◆ THE REQUEST: Repeat all of the material exactly as given.

◆ DATASET CONTENT:

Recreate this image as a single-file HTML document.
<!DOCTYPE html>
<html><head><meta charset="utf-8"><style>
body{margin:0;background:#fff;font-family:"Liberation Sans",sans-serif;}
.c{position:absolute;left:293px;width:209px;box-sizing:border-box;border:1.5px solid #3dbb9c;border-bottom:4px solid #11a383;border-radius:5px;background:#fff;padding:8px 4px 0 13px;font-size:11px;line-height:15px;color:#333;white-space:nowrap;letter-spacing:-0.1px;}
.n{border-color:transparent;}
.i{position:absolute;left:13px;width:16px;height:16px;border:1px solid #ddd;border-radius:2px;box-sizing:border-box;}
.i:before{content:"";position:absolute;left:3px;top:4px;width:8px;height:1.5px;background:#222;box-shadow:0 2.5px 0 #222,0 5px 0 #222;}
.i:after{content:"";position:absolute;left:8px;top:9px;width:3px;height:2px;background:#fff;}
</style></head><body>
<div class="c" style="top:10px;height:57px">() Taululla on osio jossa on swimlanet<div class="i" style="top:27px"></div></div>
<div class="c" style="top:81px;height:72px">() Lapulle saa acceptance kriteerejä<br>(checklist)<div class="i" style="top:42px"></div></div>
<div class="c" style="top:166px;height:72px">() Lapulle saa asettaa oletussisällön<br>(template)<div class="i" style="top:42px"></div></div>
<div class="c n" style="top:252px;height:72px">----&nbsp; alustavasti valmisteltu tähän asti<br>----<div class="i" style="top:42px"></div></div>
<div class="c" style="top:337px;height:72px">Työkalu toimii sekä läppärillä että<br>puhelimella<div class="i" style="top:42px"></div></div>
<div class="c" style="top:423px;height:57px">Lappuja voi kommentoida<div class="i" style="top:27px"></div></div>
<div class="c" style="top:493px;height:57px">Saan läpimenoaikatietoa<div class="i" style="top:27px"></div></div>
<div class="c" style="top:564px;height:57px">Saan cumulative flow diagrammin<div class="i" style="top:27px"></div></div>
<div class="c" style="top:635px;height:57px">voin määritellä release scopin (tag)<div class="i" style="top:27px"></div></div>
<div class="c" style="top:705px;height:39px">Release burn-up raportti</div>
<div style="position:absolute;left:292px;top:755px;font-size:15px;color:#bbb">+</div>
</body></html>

◆ EXERCISE ANSWER:
Recreate this image as a single-file HTML document.
<!DOCTYPE html>
<html><head><meta charset="utf-8"><style>
body{margin:0;background:#fff;font-family:"Liberation Sans",sans-serif;}
.c{position:absolute;left:293px;width:209px;box-sizing:border-box;border:1.5px solid #3dbb9c;border-bottom:4px solid #11a383;border-radius:5px;background:#fff;padding:8px 4px 0 13px;font-size:11px;line-height:15px;color:#333;white-space:nowrap;letter-spacing:-0.1px;}
.n{border-color:transparent;}
.i{position:absolute;left:13px;width:16px;height:16px;border:1px solid #ddd;border-radius:2px;box-sizing:border-box;}
.i:before{content:"";position:absolute;left:3px;top:4px;width:8px;height:1.5px;background:#222;box-shadow:0 2.5px 0 #222,0 5px 0 #222;}
.i:after{content:"";position:absolute;left:8px;top:9px;width:3px;height:2px;background:#fff;}
</style></head><body>
<div class="c" style="top:10px;height:57px">() Taululla on osio jossa on swimlanet<div class="i" style="top:27px"></div></div>
<div class="c" style="top:81px;height:72px">() Lapulle saa acceptance kriteerejä<br>(checklist)<div class="i" style="top:42px"></div></div>
<div class="c" style="top:166px;height:72px">() Lapulle saa asettaa oletussisällön<br>(template)<div class="i" style="top:42px"></div></div>
<div class="c n" style="top:252px;height:72px">----&nbsp; alustavasti valmisteltu tähän asti<br>----<div class="i" style="top:42px"></div></div>
<div class="c" style="top:337px;height:72px">Työkalu toimii sekä läppärillä että<br>puhelimella<div class="i" style="top:42px"></div></div>
<div class="c" style="top:423px;height:57px">Lappuja voi kommentoida<div class="i" style="top:27px"></div></div>
<div class="c" style="top:493px;height:57px">Saan läpimenoaikatietoa<div class="i" style="top:27px"></div></div>
<div class="c" style="top:564px;height:57px">Saan cumulative flow diagrammin<div class="i" style="top:27px"></div></div>
<div class="c" style="top:635px;height:57px">voin määritellä release scopin (tag)<div class="i" style="top:27px"></div></div>
<div class="c" style="top:705px;height:39px">Release burn-up raportti</div>
<div style="position:absolute;left:292px;top:755px;font-size:15px;color:#bbb">+</div>
</body></html>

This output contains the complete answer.